[BEGIN]
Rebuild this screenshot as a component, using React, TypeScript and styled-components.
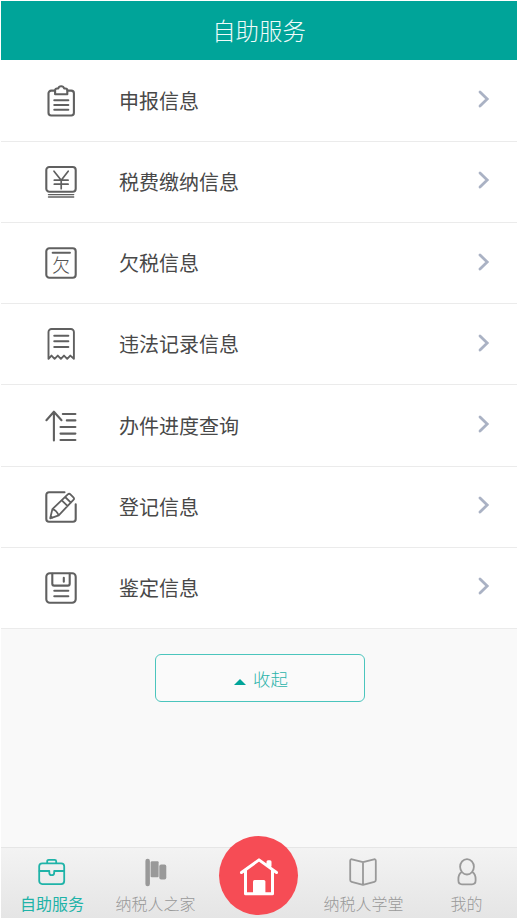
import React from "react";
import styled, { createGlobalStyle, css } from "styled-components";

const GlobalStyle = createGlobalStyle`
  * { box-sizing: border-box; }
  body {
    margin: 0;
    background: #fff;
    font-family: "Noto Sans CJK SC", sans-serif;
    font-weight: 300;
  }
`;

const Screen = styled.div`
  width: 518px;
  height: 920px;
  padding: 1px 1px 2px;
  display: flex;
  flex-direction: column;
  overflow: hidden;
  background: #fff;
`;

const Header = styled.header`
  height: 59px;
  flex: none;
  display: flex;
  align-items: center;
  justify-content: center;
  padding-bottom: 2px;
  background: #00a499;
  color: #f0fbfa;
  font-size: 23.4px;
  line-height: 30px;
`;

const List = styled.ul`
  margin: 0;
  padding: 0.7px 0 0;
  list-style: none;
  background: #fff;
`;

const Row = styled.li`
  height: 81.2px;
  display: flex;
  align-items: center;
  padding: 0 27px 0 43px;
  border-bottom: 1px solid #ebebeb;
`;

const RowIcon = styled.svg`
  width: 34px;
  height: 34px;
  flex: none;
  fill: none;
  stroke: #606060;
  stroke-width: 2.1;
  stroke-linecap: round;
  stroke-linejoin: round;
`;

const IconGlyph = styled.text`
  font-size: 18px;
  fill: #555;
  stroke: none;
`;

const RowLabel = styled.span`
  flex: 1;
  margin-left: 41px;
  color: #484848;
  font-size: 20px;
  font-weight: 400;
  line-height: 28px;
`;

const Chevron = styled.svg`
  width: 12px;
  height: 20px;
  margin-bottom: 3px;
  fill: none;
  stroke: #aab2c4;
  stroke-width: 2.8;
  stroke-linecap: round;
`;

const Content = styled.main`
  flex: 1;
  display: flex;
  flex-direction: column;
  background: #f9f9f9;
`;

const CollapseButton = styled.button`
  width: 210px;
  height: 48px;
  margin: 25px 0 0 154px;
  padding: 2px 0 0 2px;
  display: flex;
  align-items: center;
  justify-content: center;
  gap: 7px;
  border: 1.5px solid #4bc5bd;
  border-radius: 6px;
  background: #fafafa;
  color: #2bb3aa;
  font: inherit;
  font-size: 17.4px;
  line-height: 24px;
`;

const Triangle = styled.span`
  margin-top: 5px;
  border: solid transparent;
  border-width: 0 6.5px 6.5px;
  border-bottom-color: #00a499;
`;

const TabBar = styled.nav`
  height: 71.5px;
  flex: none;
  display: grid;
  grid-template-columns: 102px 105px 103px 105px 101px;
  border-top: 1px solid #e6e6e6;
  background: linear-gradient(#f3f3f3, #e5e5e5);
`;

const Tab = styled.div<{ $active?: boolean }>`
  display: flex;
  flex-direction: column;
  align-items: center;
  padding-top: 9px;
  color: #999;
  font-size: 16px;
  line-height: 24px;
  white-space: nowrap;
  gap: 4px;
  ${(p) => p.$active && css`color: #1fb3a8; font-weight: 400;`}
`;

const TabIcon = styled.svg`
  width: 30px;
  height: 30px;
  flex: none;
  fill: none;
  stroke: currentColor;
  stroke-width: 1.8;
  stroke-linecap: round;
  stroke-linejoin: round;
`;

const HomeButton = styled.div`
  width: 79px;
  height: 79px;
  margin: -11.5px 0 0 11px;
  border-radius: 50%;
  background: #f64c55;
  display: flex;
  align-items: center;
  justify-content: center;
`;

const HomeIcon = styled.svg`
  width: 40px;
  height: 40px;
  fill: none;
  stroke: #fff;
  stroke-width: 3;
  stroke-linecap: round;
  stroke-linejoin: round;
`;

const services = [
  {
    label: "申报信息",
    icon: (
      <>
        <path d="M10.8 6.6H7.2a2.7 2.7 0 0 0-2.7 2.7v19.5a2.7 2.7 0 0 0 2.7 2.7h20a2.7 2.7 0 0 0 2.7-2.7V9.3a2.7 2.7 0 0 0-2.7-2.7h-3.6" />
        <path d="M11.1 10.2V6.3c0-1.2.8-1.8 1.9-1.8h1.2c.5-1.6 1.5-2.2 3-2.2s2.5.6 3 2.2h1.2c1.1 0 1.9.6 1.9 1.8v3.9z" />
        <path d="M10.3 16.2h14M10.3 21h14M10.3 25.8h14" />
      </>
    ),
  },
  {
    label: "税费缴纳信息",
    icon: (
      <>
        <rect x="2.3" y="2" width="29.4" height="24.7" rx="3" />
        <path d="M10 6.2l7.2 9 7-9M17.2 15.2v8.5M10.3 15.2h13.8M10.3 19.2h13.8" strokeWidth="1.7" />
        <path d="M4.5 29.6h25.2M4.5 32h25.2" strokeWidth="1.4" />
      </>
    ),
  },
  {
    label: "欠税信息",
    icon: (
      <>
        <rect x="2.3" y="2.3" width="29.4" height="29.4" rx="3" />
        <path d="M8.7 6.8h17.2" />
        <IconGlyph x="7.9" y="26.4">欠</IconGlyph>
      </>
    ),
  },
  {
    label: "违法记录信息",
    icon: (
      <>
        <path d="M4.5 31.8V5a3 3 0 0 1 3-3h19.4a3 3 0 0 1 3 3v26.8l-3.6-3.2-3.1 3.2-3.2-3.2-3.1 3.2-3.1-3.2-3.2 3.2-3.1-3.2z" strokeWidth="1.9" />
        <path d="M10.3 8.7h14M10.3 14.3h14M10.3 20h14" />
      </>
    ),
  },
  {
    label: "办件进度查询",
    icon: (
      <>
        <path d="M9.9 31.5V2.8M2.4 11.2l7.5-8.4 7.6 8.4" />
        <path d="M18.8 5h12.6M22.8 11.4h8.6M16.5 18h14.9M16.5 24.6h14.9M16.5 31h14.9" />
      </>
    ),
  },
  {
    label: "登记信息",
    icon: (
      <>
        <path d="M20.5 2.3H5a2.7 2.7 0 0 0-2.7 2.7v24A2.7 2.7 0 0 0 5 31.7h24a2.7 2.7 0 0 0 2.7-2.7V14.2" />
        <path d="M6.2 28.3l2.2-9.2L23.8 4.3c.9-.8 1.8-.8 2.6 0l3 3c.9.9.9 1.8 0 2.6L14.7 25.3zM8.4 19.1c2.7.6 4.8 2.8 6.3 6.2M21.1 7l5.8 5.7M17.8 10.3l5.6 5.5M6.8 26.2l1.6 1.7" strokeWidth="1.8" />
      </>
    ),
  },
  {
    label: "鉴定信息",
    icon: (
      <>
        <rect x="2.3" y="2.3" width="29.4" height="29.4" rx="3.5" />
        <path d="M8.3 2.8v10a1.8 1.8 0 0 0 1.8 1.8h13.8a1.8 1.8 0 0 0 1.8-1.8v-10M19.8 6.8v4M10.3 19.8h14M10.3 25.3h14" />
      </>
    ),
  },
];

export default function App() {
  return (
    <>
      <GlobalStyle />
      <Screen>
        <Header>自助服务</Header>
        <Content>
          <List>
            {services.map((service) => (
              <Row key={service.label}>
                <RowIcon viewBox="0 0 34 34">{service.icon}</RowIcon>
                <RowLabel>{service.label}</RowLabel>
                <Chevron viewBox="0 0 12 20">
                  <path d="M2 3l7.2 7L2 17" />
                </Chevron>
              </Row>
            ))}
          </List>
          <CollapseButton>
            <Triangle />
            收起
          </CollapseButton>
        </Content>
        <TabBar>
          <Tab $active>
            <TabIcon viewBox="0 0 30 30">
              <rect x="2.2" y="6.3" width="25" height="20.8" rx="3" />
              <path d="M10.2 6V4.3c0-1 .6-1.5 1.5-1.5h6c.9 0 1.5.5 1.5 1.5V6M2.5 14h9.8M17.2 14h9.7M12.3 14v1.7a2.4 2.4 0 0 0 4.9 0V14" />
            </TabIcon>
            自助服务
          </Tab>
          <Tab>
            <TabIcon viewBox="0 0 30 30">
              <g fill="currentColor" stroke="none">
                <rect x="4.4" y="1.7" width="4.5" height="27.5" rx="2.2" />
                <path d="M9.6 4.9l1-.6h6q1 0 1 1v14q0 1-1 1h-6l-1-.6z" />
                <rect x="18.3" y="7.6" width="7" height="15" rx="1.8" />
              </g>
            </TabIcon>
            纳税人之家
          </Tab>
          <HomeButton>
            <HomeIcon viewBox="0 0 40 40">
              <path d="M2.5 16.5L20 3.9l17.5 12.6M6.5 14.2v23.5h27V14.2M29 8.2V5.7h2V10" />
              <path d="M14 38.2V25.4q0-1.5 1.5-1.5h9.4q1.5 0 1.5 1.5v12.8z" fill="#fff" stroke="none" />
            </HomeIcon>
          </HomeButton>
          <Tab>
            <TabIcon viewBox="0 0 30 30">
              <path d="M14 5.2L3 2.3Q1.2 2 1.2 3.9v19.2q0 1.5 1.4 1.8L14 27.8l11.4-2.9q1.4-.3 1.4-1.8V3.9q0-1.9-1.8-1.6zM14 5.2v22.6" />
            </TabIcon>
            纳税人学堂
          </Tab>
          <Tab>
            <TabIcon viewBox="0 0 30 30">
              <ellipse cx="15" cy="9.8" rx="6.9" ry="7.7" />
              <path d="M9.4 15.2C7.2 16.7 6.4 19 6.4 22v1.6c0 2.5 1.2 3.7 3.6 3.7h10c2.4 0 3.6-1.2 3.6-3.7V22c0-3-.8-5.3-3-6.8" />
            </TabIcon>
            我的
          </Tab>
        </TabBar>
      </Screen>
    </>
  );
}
[END]
WORK TO COMPLETE
Choose all lines containing the string "React" and copy them out.

COMPLETE ANSWER
Rebuild this screenshot as a component, using React, TypeScript and styled-components.
import React from "react";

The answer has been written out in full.